The imaginary part of $f$ is never zero on the unit circle and hence $f(\partial \mathbb{D})$ never becomes zero that is never crosses the Real axis. This in turn means that as $z$ traverses counterclockwise along the unit circle, $f(z)$ never makes a complete rotation around the origin.
This is another form of the argument principle which states that: the number of zeros - the number of poles of a meromorphic $f$ inside a simple closed curve ($f$ cannot be zero on the curve) = $\frac{1}{2\pi } \times$(change in $\arg{f(z)}$ as z traverses around the curve counterclockwise) = number of times $f$ winds around zero counterclockwise.
Here as we saw, $f$ never winds around zero while traversing the unit circle, hence the number of zeros equals the number of poles of $f$ inside the unit disk.
This is a technique to solve the more general problem of counting the number of zeros of a polynomial inside the unit circle. One could use it for other curves other than the circle. All is needed is to be able to map it to a line by a rational function.

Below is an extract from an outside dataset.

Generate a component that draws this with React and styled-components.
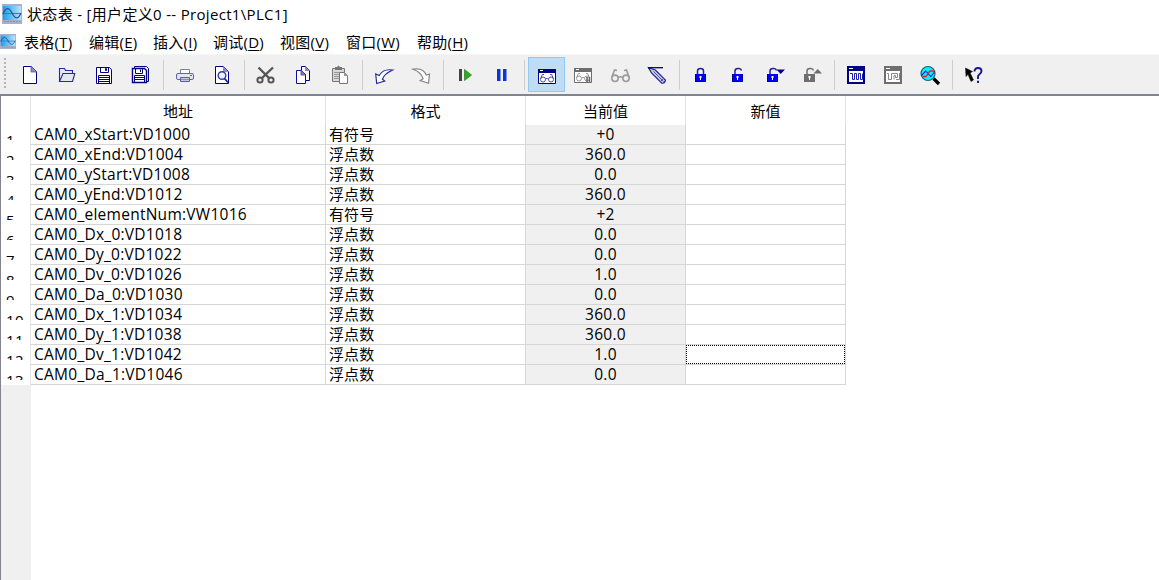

The idea is to use the argument principle instead: The number of zeros of a polynomial lying inside a loop is the number of times the image of that loop by the polynomial winds around the origin. But the unit circle is hard on additions. That is why a pretty proof by Rouche's can be tricky sometimes.
Let's instead map the unit circle to the imaginary line.
You might know a rational function that does the map, but we can derive it step by step.
- Translate the circle one unit to the right. $z= x-1$.
- Then we do inversion. Inversion would be $x = 1/\overline{y}$. But since the coefficients are real the conjugate won't matter. So we do $x=1/y$. We get a rational function of which we only care about the numerator (a polynomial). If zero is a solution, then $-1$ was a solution of the original polynomial and that we should've tested before hand. After this the circle got mapped to the vertical line passing through (1/2,0).
- Finally we translate to the left by 1/2. y = w+1/2.
So, we get some polynomial with real coefficients. Let's evaluate it at $w = ir$ with $r$ real.
Now, separate imaginary part and real part. Both a polynomials of smaller degree. For this particular problem I think we get
$$(880r^4-392r^2+23)+r(96r^4-912r^2+54)i$$
Now, to determine the number of times this winds around the origin we just need to see how it jumps from quadrant to quadrant. The counting of roots (no need of precise determination) can be done with Sturm's theorem in general.
For this particular problem the work is much easier. For $r=0$ we are at the point (23,0). The polynomials $880r^4-392r^2+23$ and $96r^4-912r^2+54$ are just quadratics in disguise. One can compute the roots if so inclined.
But all it matters is their relative position, which I think it is $ABBAABBA$, where the $A$'s represent roots from the second polynomial and the $B$'s represent the roots of the first one. Take into account the factor $r$ in the imaginary part which also changes its sign when $r$ crosses zero.
That order of the roots tells you the sign of the imaginary part and real part on each of the intervals between the roots. This tells you to which quadrant the whole expression is moving. From the succession of quadrants you count the winding number and that is your number.
Best Answer
One can apply the symmetric version of Rouché's theorem to $$ \begin{align} f(z) &= z^{2019} + 8z + 7 \, ,\\ g(z) &= 8z + 7 \, . \end{align} $$ On the boundary of the unit disk we have $$ \begin{align} |f(z) | &\ge |8 z| - 7 - |z^{2019}| = 0 \, ,\\ |g(z) | &\ge |8 z| - 7 = 1\, . \end{align} $$ Equality holds in the second inequality only for $z = 1$, but at that point the first inequality is strict.
It follows that equality cannot hold simultaneously in both inequalities, i.e. $$ |f(z) | + |g(z) | > 1 = |z^{2019}| = |f(z) - g(z)| $$ on the boundary of the unit disk. Rouché's theorem then states that $f$ and $g$ have the same number of zeros inside the unit disk (which is one).